§ **Problem requirements**:
Please give back word for word the lines below, from the first one through the one with "const LINE = '#f6c37e';".

-------

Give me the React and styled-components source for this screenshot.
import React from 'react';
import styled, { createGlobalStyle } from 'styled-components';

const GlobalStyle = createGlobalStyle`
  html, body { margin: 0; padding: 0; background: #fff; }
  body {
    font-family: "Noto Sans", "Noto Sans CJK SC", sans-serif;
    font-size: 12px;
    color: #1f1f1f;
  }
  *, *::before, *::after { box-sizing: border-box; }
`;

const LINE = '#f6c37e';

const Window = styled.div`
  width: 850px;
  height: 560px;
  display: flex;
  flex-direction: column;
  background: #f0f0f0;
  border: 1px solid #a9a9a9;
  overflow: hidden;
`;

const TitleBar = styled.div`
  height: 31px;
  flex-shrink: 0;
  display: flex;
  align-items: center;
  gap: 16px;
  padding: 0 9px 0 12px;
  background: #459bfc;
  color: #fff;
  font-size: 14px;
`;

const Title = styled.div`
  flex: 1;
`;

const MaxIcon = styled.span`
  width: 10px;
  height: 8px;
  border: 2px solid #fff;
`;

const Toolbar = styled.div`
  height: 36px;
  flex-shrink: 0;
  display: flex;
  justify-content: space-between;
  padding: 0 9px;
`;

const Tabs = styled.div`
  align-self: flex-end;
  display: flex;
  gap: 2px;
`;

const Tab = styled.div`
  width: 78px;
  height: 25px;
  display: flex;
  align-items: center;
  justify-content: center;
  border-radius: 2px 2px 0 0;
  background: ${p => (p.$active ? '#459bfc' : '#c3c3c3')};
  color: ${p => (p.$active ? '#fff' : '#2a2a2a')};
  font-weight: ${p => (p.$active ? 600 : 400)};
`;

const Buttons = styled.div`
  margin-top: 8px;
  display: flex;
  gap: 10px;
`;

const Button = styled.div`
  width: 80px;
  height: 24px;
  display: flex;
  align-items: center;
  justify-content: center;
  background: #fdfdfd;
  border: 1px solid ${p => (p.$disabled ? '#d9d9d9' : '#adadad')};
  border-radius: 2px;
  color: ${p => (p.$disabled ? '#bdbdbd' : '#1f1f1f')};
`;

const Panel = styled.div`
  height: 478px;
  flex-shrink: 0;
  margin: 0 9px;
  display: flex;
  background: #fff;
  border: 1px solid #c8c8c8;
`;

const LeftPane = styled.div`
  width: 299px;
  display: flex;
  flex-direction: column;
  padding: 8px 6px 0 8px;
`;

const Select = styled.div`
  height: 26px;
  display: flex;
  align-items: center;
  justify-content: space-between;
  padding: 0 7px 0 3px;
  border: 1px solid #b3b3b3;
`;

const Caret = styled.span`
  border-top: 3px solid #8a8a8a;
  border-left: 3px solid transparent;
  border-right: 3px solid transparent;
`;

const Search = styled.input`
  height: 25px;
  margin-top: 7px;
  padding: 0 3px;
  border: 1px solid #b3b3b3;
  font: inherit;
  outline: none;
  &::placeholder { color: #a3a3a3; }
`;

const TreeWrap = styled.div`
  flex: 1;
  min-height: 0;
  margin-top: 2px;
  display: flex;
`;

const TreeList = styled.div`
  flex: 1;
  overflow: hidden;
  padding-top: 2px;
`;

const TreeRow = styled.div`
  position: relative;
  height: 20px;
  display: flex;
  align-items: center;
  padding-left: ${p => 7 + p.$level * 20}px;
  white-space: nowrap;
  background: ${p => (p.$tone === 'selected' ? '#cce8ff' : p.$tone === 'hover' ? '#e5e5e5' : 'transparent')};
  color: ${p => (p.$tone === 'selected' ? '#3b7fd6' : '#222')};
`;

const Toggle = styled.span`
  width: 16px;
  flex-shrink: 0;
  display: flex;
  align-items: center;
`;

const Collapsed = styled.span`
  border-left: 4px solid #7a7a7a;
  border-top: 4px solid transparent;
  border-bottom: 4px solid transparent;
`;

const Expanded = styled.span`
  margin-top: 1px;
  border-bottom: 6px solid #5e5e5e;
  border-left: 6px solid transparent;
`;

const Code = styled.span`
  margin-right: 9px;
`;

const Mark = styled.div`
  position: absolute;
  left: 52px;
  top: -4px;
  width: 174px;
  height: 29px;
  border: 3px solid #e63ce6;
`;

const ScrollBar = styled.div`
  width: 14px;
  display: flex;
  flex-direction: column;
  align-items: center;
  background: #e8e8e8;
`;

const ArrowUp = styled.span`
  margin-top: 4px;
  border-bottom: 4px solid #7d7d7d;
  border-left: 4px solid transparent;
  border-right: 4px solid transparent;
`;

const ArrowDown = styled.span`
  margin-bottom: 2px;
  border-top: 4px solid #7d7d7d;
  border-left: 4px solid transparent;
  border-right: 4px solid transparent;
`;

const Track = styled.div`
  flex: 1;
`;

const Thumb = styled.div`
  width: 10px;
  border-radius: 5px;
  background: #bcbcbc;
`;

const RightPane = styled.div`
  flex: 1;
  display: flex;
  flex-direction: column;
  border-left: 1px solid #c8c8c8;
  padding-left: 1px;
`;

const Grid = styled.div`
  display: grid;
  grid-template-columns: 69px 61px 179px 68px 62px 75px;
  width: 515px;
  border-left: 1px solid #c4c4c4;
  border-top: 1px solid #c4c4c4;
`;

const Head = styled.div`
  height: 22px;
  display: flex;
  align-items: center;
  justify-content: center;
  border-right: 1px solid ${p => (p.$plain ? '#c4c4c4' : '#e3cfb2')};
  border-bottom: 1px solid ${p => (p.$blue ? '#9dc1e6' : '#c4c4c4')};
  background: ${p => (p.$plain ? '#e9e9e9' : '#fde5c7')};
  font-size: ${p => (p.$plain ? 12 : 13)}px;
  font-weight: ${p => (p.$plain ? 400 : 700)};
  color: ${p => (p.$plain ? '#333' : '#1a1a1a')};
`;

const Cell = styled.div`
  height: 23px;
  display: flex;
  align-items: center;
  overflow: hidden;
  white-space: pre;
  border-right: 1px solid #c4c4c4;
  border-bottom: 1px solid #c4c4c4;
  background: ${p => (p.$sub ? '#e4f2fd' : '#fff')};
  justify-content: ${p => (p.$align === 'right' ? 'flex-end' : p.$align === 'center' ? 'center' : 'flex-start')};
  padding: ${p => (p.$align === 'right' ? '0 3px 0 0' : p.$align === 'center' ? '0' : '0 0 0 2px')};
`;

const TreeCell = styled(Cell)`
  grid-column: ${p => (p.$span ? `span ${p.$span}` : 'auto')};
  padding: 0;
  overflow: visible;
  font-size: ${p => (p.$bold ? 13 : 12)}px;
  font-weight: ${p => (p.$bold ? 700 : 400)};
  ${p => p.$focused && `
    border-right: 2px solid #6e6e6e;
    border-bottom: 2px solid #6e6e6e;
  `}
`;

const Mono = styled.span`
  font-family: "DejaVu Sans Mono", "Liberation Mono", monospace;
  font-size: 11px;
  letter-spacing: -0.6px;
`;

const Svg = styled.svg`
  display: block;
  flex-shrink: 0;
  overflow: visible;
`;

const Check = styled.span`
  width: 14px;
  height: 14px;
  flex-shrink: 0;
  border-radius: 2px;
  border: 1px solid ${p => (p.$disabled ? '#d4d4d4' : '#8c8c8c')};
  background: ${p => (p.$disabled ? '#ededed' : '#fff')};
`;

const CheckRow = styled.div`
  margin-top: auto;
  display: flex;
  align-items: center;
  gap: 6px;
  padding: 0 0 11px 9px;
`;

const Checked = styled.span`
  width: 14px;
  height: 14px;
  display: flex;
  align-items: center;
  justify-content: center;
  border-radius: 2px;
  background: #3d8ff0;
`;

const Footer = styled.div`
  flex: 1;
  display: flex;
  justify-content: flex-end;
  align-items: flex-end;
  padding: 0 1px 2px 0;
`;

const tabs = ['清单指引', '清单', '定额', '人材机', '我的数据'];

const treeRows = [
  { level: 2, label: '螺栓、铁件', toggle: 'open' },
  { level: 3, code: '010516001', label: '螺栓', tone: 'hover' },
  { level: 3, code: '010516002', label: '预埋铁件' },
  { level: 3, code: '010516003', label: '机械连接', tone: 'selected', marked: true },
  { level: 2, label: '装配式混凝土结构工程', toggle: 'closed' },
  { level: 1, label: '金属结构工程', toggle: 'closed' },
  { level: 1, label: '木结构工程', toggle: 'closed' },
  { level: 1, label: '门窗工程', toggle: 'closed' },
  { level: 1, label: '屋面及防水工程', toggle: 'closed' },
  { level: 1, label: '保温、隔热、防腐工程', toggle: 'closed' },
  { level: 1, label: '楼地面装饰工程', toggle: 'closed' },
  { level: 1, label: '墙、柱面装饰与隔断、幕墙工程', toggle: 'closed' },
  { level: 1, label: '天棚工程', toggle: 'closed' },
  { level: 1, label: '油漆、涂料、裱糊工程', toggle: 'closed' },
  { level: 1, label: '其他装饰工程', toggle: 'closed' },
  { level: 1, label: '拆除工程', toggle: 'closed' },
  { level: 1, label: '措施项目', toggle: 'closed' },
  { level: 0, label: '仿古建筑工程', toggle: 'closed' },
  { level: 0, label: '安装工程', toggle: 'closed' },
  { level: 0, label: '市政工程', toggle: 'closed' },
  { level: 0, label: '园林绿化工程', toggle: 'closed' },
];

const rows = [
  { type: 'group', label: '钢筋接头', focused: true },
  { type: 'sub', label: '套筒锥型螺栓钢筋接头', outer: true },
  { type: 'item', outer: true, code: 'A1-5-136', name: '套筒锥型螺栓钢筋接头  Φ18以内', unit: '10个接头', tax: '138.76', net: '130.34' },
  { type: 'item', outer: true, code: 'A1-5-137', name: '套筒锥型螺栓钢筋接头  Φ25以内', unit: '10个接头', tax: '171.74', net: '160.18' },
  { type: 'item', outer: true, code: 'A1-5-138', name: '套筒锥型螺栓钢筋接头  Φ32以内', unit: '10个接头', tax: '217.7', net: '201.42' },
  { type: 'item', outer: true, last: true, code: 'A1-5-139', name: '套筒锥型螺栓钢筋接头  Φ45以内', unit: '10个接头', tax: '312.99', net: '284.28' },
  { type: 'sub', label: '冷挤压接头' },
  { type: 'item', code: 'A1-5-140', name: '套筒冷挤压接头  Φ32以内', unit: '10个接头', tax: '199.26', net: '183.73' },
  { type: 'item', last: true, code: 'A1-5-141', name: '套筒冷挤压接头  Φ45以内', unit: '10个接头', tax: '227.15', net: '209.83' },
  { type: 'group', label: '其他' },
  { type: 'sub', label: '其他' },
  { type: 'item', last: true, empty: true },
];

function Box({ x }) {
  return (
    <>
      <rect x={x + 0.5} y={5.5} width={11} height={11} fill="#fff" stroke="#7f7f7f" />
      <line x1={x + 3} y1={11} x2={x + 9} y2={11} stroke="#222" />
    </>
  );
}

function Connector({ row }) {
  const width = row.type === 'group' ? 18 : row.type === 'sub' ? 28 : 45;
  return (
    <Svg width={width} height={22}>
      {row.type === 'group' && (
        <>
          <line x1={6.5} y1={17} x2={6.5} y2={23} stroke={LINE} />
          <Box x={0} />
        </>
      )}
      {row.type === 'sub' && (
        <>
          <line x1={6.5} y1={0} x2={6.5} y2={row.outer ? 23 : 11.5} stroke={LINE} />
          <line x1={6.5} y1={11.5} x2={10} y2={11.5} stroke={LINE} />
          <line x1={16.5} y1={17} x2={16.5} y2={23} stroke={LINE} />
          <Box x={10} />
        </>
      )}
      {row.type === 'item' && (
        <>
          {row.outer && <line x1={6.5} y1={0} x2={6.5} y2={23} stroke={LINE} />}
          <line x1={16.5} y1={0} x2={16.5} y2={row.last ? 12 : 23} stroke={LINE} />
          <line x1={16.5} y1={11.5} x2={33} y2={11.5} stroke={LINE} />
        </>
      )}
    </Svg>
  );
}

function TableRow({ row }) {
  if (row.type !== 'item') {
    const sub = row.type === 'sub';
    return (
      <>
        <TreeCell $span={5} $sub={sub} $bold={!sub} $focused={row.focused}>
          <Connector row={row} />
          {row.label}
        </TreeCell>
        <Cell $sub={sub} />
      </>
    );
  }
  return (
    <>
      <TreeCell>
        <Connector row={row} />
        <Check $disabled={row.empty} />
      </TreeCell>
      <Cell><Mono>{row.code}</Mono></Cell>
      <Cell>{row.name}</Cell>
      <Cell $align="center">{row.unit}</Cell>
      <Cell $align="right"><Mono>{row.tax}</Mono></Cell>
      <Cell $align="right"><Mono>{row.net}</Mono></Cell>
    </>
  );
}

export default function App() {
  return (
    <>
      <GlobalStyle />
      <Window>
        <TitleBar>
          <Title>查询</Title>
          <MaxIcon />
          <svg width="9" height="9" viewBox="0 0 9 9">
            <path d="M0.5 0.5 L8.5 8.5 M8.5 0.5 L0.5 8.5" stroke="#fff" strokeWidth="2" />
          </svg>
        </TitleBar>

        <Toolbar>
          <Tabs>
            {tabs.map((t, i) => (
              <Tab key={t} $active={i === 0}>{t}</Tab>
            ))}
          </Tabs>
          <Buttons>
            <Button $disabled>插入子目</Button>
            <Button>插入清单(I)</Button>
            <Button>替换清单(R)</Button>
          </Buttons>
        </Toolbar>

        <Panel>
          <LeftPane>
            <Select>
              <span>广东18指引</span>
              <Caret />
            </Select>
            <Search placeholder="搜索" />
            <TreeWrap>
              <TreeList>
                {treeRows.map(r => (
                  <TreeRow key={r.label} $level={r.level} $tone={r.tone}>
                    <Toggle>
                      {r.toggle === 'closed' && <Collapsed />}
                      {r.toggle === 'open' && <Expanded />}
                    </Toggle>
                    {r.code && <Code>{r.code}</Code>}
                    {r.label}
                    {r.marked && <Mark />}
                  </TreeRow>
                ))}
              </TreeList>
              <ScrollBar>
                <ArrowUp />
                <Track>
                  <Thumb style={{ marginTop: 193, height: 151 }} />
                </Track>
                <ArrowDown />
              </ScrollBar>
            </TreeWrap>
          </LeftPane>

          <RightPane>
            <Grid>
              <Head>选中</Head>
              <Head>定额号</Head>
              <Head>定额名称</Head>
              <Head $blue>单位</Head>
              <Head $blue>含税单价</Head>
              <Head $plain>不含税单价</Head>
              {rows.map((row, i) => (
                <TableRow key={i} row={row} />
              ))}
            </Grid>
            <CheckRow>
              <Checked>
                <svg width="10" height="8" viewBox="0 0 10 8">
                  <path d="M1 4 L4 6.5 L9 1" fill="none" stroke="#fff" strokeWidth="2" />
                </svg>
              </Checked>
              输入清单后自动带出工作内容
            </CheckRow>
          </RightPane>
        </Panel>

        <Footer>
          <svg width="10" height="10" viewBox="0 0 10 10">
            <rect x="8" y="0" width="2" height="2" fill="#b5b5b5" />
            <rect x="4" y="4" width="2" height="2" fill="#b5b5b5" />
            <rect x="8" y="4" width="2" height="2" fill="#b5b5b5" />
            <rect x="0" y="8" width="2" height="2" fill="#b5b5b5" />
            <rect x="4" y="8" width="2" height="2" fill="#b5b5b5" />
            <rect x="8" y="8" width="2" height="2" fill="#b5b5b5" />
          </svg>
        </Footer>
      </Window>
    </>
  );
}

-------

§ **Solution for this task**:
Give me the React and styled-components source for this screenshot.
import React from 'react';
import styled, { createGlobalStyle } from 'styled-components';

const GlobalStyle = createGlobalStyle`
  html, body { margin: 0; padding: 0; background: #fff; }
  body {
    font-family: "Noto Sans", "Noto Sans CJK SC", sans-serif;
    font-size: 12px;
    color: #1f1f1f;
  }
  *, *::before, *::after { box-sizing: border-box; }
`;

const LINE = '#f6c37e';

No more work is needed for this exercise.